Goal of the exercise> Retype the material that follows, keeping every word as it is.

Supplied material>
▼▼▼

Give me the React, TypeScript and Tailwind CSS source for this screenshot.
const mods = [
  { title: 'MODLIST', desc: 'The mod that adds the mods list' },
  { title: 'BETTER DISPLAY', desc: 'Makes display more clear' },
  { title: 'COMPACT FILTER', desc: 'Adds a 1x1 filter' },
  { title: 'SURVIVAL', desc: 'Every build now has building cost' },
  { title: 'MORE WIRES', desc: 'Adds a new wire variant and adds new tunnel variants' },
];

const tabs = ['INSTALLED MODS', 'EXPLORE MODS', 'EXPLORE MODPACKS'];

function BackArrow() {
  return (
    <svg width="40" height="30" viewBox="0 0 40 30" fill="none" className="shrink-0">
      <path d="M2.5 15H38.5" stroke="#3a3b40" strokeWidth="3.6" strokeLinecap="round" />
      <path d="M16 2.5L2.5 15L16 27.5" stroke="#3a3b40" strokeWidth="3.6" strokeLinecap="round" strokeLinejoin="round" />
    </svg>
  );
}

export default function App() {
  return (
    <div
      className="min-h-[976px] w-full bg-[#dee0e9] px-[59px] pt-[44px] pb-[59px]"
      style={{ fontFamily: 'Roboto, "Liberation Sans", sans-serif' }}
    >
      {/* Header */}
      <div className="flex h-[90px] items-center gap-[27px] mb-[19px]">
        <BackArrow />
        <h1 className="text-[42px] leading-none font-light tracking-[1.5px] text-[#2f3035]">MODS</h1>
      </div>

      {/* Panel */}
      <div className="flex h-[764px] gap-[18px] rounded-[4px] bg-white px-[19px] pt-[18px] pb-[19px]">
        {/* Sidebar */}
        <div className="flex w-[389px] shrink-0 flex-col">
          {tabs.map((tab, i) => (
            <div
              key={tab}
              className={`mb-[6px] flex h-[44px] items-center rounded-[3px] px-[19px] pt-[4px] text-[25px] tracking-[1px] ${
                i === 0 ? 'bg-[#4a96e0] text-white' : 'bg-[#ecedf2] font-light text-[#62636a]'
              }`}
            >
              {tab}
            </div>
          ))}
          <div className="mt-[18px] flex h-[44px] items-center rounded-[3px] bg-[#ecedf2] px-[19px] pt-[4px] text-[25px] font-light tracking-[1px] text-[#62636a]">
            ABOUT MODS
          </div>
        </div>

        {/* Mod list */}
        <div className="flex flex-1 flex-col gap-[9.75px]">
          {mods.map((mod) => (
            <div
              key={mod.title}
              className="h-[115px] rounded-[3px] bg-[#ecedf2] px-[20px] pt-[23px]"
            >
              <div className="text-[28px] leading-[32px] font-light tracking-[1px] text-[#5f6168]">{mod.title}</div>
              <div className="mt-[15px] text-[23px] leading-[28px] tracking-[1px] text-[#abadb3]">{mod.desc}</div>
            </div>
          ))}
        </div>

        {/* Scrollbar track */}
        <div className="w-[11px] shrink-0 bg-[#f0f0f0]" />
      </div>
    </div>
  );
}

▲▲▲

Full output>
Give me the React, TypeScript and Tailwind CSS source for this screenshot.
const mods = [
  { title: 'MODLIST', desc: 'The mod that adds the mods list' },
  { title: 'BETTER DISPLAY', desc: 'Makes display more clear' },
  { title: 'COMPACT FILTER', desc: 'Adds a 1x1 filter' },
  { title: 'SURVIVAL', desc: 'Every build now has building cost' },
  { title: 'MORE WIRES', desc: 'Adds a new wire variant and adds new tunnel variants' },
];

const tabs = ['INSTALLED MODS', 'EXPLORE MODS', 'EXPLORE MODPACKS'];

function BackArrow() {
  return (
    <svg width="40" height="30" viewBox="0 0 40 30" fill="none" className="shrink-0">
      <path d="M2.5 15H38.5" stroke="#3a3b40" strokeWidth="3.6" strokeLinecap="round" />
      <path d="M16 2.5L2.5 15L16 27.5" stroke="#3a3b40" strokeWidth="3.6" strokeLinecap="round" strokeLinejoin="round" />
    </svg>
  );
}

export default function App() {
  return (
    <div
      className="min-h-[976px] w-full bg-[#dee0e9] px-[59px] pt-[44px] pb-[59px]"
      style={{ fontFamily: 'Roboto, "Liberation Sans", sans-serif' }}
    >
      {/* Header */}
      <div className="flex h-[90px] items-center gap-[27px] mb-[19px]">
        <BackArrow />
        <h1 className="text-[42px] leading-none font-light tracking-[1.5px] text-[#2f3035]">MODS</h1>
      </div>

      {/* Panel */}
      <div className="flex h-[764px] gap-[18px] rounded-[4px] bg-white px-[19px] pt-[18px] pb-[19px]">
        {/* Sidebar */}
        <div className="flex w-[389px] shrink-0 flex-col">
          {tabs.map((tab, i) => (
            <div
              key={tab}
              className={`mb-[6px] flex h-[44px] items-center rounded-[3px] px-[19px] pt-[4px] text-[25px] tracking-[1px] ${
                i === 0 ? 'bg-[#4a96e0] text-white' : 'bg-[#ecedf2] font-light text-[#62636a]'
              }`}
            >
              {tab}
            </div>
          ))}
          <div className="mt-[18px] flex h-[44px] items-center rounded-[3px] bg-[#ecedf2] px-[19px] pt-[4px] text-[25px] font-light tracking-[1px] text-[#62636a]">
            ABOUT MODS
          </div>
        </div>

        {/* Mod list */}
        <div className="flex flex-1 flex-col gap-[9.75px]">
          {mods.map((mod) => (
            <div
              key={mod.title}
              className="h-[115px] rounded-[3px] bg-[#ecedf2] px-[20px] pt-[23px]"
            >
              <div className="text-[28px] leading-[32px] font-light tracking-[1px] text-[#5f6168]">{mod.title}</div>
              <div className="mt-[15px] text-[23px] leading-[28px] tracking-[1px] text-[#abadb3]">{mod.desc}</div>
            </div>
          ))}
        </div>

        {/* Scrollbar track */}
        <div className="w-[11px] shrink-0 bg-[#f0f0f0]" />
      </div>
    </div>
  );
}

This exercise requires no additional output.